• [Code that builds pages]
_____

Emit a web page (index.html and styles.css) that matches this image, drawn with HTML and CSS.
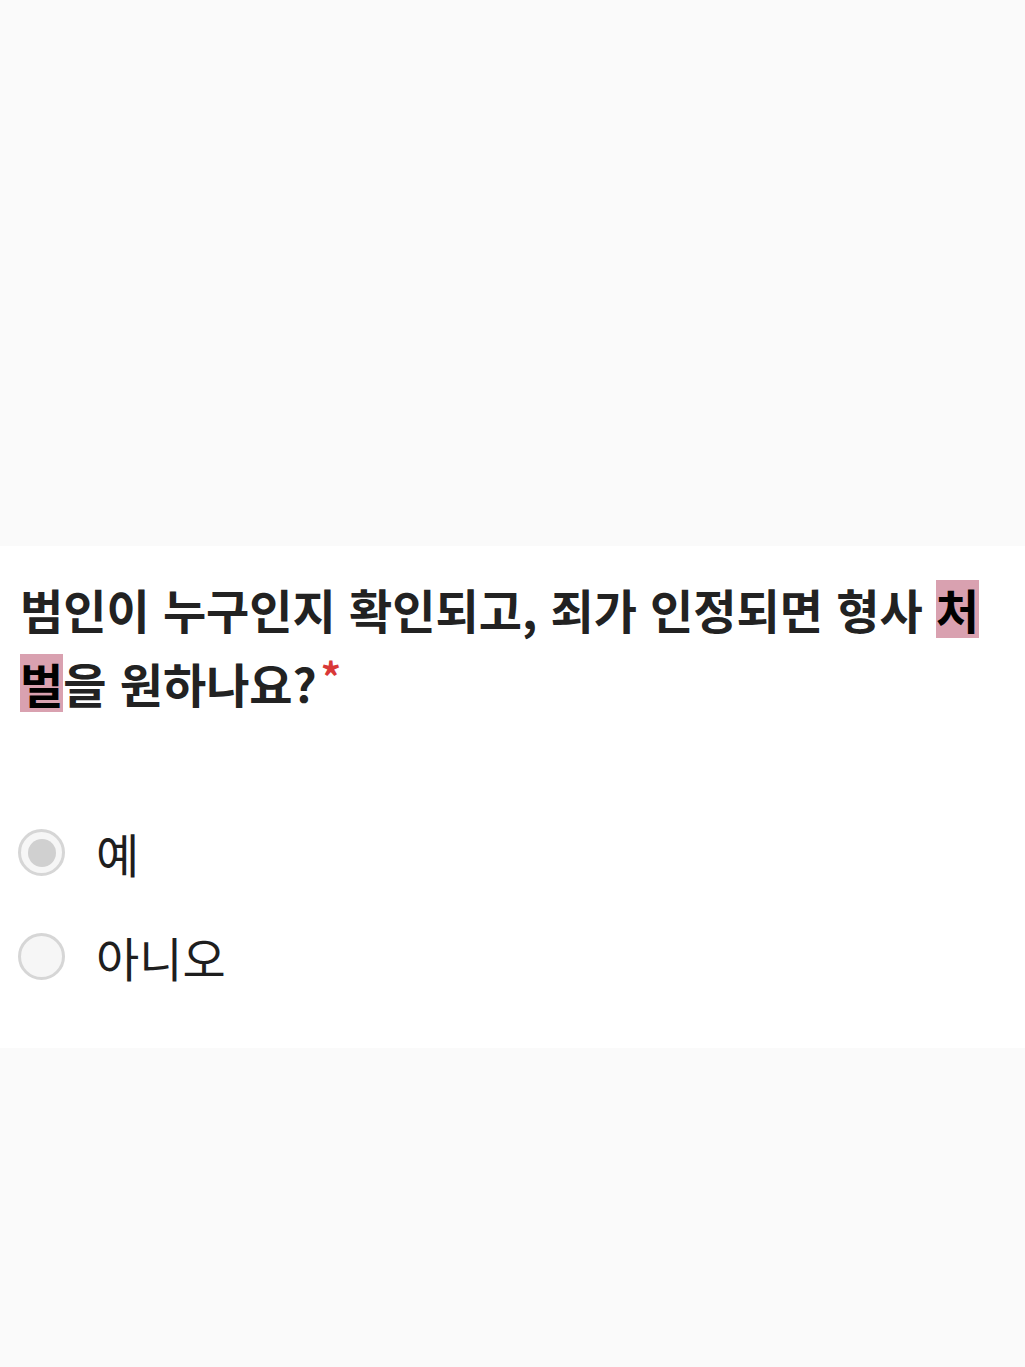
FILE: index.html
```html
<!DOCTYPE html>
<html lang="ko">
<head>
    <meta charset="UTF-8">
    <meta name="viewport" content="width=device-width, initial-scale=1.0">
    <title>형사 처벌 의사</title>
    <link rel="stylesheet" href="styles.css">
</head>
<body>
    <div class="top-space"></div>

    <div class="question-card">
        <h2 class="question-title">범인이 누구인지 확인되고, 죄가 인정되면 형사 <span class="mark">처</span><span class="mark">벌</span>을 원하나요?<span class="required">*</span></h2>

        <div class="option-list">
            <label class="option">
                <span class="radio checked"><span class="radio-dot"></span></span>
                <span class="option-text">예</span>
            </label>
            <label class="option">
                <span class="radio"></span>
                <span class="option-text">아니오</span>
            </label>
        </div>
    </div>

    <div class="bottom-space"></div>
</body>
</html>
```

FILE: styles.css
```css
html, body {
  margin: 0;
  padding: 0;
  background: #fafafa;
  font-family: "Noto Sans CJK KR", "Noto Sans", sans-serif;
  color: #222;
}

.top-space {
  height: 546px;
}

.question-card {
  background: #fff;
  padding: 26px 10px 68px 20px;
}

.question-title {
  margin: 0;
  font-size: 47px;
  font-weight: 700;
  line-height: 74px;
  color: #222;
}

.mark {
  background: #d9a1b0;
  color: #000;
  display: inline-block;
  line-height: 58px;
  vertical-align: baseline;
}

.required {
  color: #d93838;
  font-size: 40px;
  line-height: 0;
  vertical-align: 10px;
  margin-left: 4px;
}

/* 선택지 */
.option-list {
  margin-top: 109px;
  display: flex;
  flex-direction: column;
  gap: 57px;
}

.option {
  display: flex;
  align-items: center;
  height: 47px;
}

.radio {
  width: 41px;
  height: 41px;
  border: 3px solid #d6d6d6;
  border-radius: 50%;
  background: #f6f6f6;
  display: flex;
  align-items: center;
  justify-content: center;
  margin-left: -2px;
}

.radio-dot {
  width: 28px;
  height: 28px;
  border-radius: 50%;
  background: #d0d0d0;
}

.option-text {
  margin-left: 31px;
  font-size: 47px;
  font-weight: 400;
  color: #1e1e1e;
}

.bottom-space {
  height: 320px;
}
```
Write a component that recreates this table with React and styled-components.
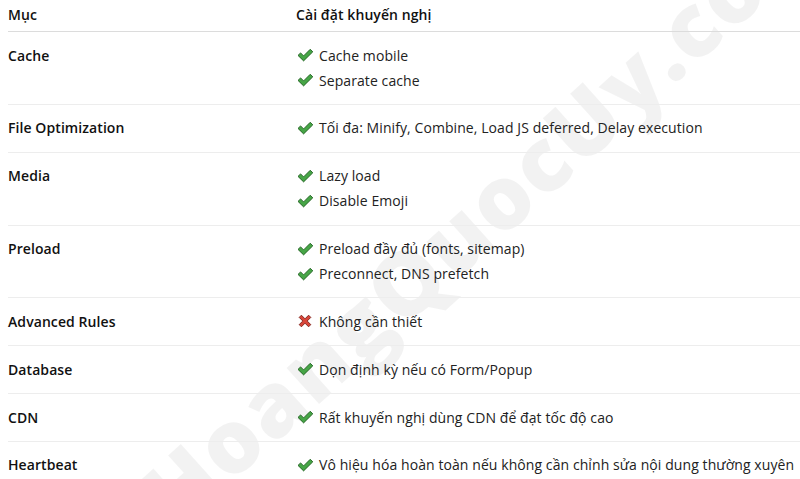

_____

Copy out each line exactly, without the pictures.

• [SOLVED PROBLEM]
Emit a web page (index.html and styles.css) that matches this image, drawn with HTML and CSS.
FILE: index.html
```html
<!DOCTYPE html>
<html lang="ko">
<head>
    <meta charset="UTF-8">
    <meta name="viewport" content="width=device-width, initial-scale=1.0">
    <title>형사 처벌 의사</title>
    <link rel="stylesheet" href="styles.css">
</head>
<body>
    <div class="top-space"></div>

    <div class="question-card">
        <h2 class="question-title">범인이 누구인지 확인되고, 죄가 인정되면 형사 <span class="mark">처</span><span class="mark">벌</span>을 원하나요?<span class="required">*</span></h2>

        <div class="option-list">
            <label class="option">
                <span class="radio checked"><span class="radio-dot"></span></span>
                <span class="option-text">예</span>
            </label>
            <label class="option">
                <span class="radio"></span>
                <span class="option-text">아니오</span>
            </label>
        </div>
    </div>

    <div class="bottom-space"></div>
</body>
</html>
```

FILE: styles.css
```css
html, body {
  margin: 0;
  padding: 0;
  background: #fafafa;
  font-family: "Noto Sans CJK KR", "Noto Sans", sans-serif;
  color: #222;
}

.top-space {
  height: 546px;
}

.question-card {
  background: #fff;
  padding: 26px 10px 68px 20px;
}

.question-title {
  margin: 0;
  font-size: 47px;
  font-weight: 700;
  line-height: 74px;
  color: #222;
}

.mark {
  background: #d9a1b0;
  color: #000;
  display: inline-block;
  line-height: 58px;
  vertical-align: baseline;
}

.required {
  color: #d93838;
  font-size: 40px;
  line-height: 0;
  vertical-align: 10px;
  margin-left: 4px;
}

/* 선택지 */
.option-list {
  margin-top: 109px;
  display: flex;
  flex-direction: column;
  gap: 57px;
}

.option {
  display: flex;
  align-items: center;
  height: 47px;
}

.radio {
  width: 41px;
  height: 41px;
  border: 3px solid #d6d6d6;
  border-radius: 50%;
  background: #f6f6f6;
  display: flex;
  align-items: center;
  justify-content: center;
  margin-left: -2px;
}

.radio-dot {
  width: 28px;
  height: 28px;
  border-radius: 50%;
  background: #d0d0d0;
}

.option-text {
  margin-left: 31px;
  font-size: 47px;
  font-weight: 400;
  color: #1e1e1e;
}

.bottom-space {
  height: 320px;
}
```
Write a component that recreates this table with React and styled-components.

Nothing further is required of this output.